The 2023 CVA initially seemed to target the Catholic Church, and specifically the Archdiocese of Baltimore, after a 2023 report by the Maryland Attorney General based on a four-year investigation. In a statement after the passage of the amendment to the CVA this year, the Maryland Catholic Conference pointed out: “The largest employer of abusers in the State of Maryland appears to be the State of Maryland itself.”

Reilly said that includes public schools but also many victims in foster care and juvenile detention. She noted that a report on the fiscal impact of an expansion of the statute of limitations in California predicts an impact on local government jurisdictions of billions of dollars, with one county alone projected to be at risk for more than $3 billion.

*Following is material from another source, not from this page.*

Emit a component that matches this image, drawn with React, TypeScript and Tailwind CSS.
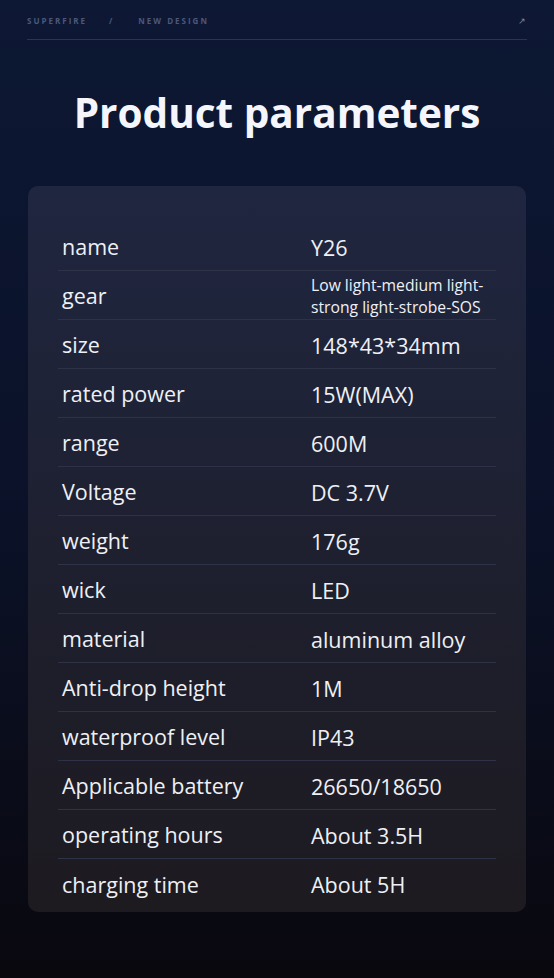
const rows: [string, string][] = [
  ["name", "Y26"],
  ["gear", "Low light-medium light-\nstrong light-strobe-SOS"],
  ["size", "148*43*34mm"],
  ["rated power", "15W(MAX)"],
  ["range", "600M"],
  ["Voltage", "DC 3.7V"],
  ["weight", "176g"],
  ["wick", "LED"],
  ["material", "aluminum alloy"],
  ["Anti-drop height", "1M"],
  ["waterproof level", "IP43"],
  ["Applicable battery", "26650/18650"],
  ["operating hours", "About 3.5H"],
  ["charging time", "About 5H"],
];

function App() {
  return (
    <div
      className="w-[554px] h-[978px] bg-gradient-to-b from-[#0d1834] via-[#0b1229] to-[#09080f] text-white overflow-hidden"
      style={{ fontFamily: '"Open Sans", "Noto Sans", sans-serif' }}
    >
      {/* top bar */}
      <div className="mx-[27px] pt-[16px] h-[40px] border-b border-[#2a3556] flex items-start justify-between">
        <div className="flex items-center text-[8px] font-bold tracking-[0.25em] text-[#4b587a] leading-[10px]">
          <span>SUPERFIRE</span>
          <span className="ml-[22px]">/</span>
          <span className="ml-[24px]">NEW DESIGN</span>
        </div>
        <span className="text-[9px] text-[#7b86a3] leading-[10px] mr-[1px]">↗</span>
      </div>

      <h1 className="text-center font-bold text-[40.5px] leading-none mt-[53px] text-[#f4f6fb]">
        Product parameters
      </h1>

      {/* card */}
      <div className="mx-[28px] mt-[52px] h-[726px] rounded-[10px] bg-gradient-to-b from-[#1f2640] to-[#1d1a20] pt-[36px] px-[30px]">
        {rows.map(([k, v], i) => (
          <div
            key={k}
            className={`flex items-center h-[49px] ${i < rows.length - 1 ? "border-b border-[#2d3246]" : ""}`}
          >
            <div className="w-[253px] pl-[4px] pt-[4px] text-[21.5px] text-[#eef0f5]">{k}</div>
            {v.includes("\n") ? (
              <div className="text-[15.7px] leading-[22px] text-[#eef0f5] whitespace-pre-line pt-[3px]">{v}</div>
            ) : (
              <div className="text-[21.5px] pt-[5px] text-[#eef0f5]">{v}</div>
            )}
          </div>
        ))}
      </div>
    </div>
  );
}

export default App;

She said in such cases – both public and private – there is a benefit to processing claims together as will be done in the Chapter 11 process. “The standard for the mechanisms for vetting claim validity and also claim value are very different in a bankruptcy case than what they would be in state court,” Reilly said. 

She said in civil courts, a claimant can sue the person who abused them but that alleging that the organization responsible for employing the alleged abuser, such as a church or school, requires proof of “organizational negligence.” However, proof of claim forms in the bankruptcy case don’t require such information. 

Reilly called the judge’s order a sensible compromise. “The judge decided what she had to decide to protect the bankruptcy process and also to provide a way for claimants to protect their rights under the amendment to the Maryland Child Victims Act. It’s a tough situation,” she said.

Another development in the case emerged when the U.S. Trustee in the case, Hugh M. Bernstein, filed a notice May 7 from the Executive Office of U.S. Trustees that noted that Berkely Research Group, which maintains data for at least 10 diocesan bankruptcy proceedings, experienced a data breach that may have revealed personal information about victim-survivors in the cases.

The notice included 11 detailed questions for BRG about the breach and its responsibility to have kept the confidential data secure.